L’histoire L’histoire est celle du comte de Bauvan, grand seigneur, ministre d’état marié jeune à une amie d’enfance qu’il adore. Abandonné par son épouse pour un autre homme, désespéré, toujours amoureux, il la recherche. La police lui indique son adresse. Il apprend alors qu’abandonnée par l’homme avec qui elle a pris la fuite, pauvre, elle confectionne des fleurs artificielles pour survivre. Le grand homme d’état use de mille ruses pour adoucir ses misères : il fait acheter par des complices le produit de son labeur, suppose un propriétaire qui la loge gratuitement dans une demeure délicieuse ; elle trouve grâce à lui des toilettes ravissantes, des meubles élégants en croyant que ce sont des soldes. C’est pour Honorine une retraite enchantée où le miracle de l’abondance se renouvelle chaque jour. Ces prodigalités lui seront assurées durant sept années. Personne ne soupçonne le secret du comte qui vient chaque soir admirer, du fond d’une rue sombre, Honorine, qui ne veut revenir à son mari malgré ses supplications. Pour le monde, la comtesse est censée s’être embarquée sur un vaisseau qui a fait naufrage. Elle passe pour morte. Balzac, dans ses « études de femmes » exprime la théorie suivante : Les mœurs de l’époque bannissent une femme qui a cédé à l’amour d’un autre homme que son mari. Lorsqu’une femme à cédé à l’amour, son honneur de femme lui interdit tout retour. Le plus souvent, elle s’exile elle-même en prenant retraite en province. La femme qui accepte un autre amour, d’autres amours acquiert la réputation de la femme que l’on se passe de mains en mains. Un retour à son mari est considéré alors comme une prostitution conjugale. Le dénouement dramatique du roman explique que, selon Balzac, c’est la pudeur et l’honneur féminin qui ont prévalus. En effet, Honorine piégée par la promesse que lui fait son mari de vivre auprès d’elle comme un frère auprès de sa sœur, l’admiration qu’elle a pour la personnalité, l’amour, la fidélité et le dévouement de son époux à son égard fera que cette dernière consentira à revenir vivre auprès de lui. La honte, le vide de sa vie, le manque d’amour envers cet époux modèle, le souvenir des êtres aimés (son amant, le fils décédé qu’elle a eu de lui), tueront finalement cette femme. Elle mettra tout en œuvre pour être à la hauteur de l’amour d’Octave afin que ce dernier se croie adoré d’elle. Honorine lui donnera même un garçon peu avant sa mort. Paris, janvier 1843

Source analyse : Préface et histoire recueillies d’après le texte intégral des œuvres de la Comédie Humaine publié par France Loisirs 1985 sous la caution de la Société des Amis d’Honoré de Balzac.

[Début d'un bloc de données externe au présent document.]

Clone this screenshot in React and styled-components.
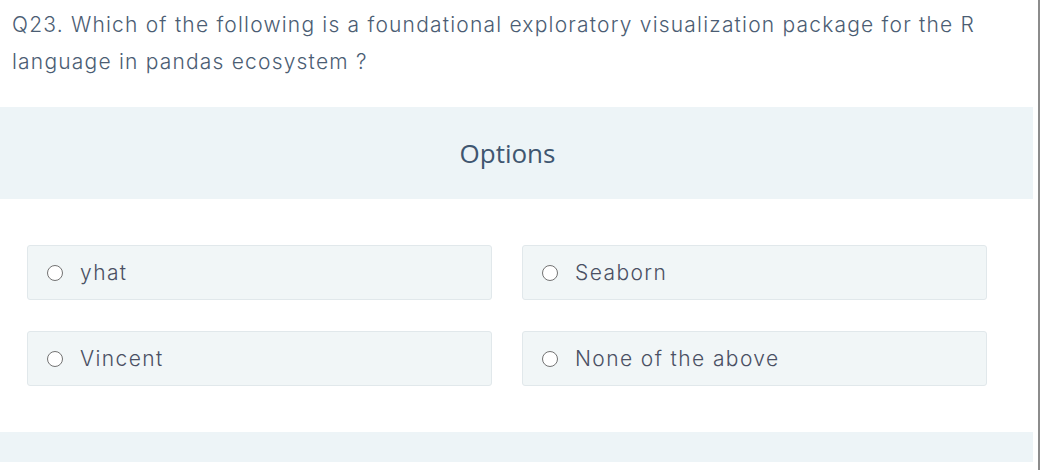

Les personnages Bauvan : Famille noble représentée par le comte de Bauvan et sa femme. Veuve, cette dernière est à identifier peut-être avec « la jument de Charette » qui apparaît dans Les Chouans sous le nom de Mme du Gua-Saint-Cyr. Le comte Octave de Bauvan : Fils du comte et de la comtesse de Bauvan. Ministre d’état, célèbre orateur ministériel, époux d’Honorine. Honorine : (1794-1831) Pupille du père d’Octave. Honorine est une jeune fille riche et belle. Elle est âgée de 16 ans au moment ou Octave rejoint le domicile familial après sa fin d’études au collège. Un mariage d’amour est convenu entre les deux enfants. La surprotection d’Octave envers sa jeune épouse et la routine d’un ménage sans surprises ni fantaisies sont la chronique annoncée de la fuite d’Honorine avec l’homme qui fait vibrer son cœur et dont elle aura un enfant qu’elle perdra.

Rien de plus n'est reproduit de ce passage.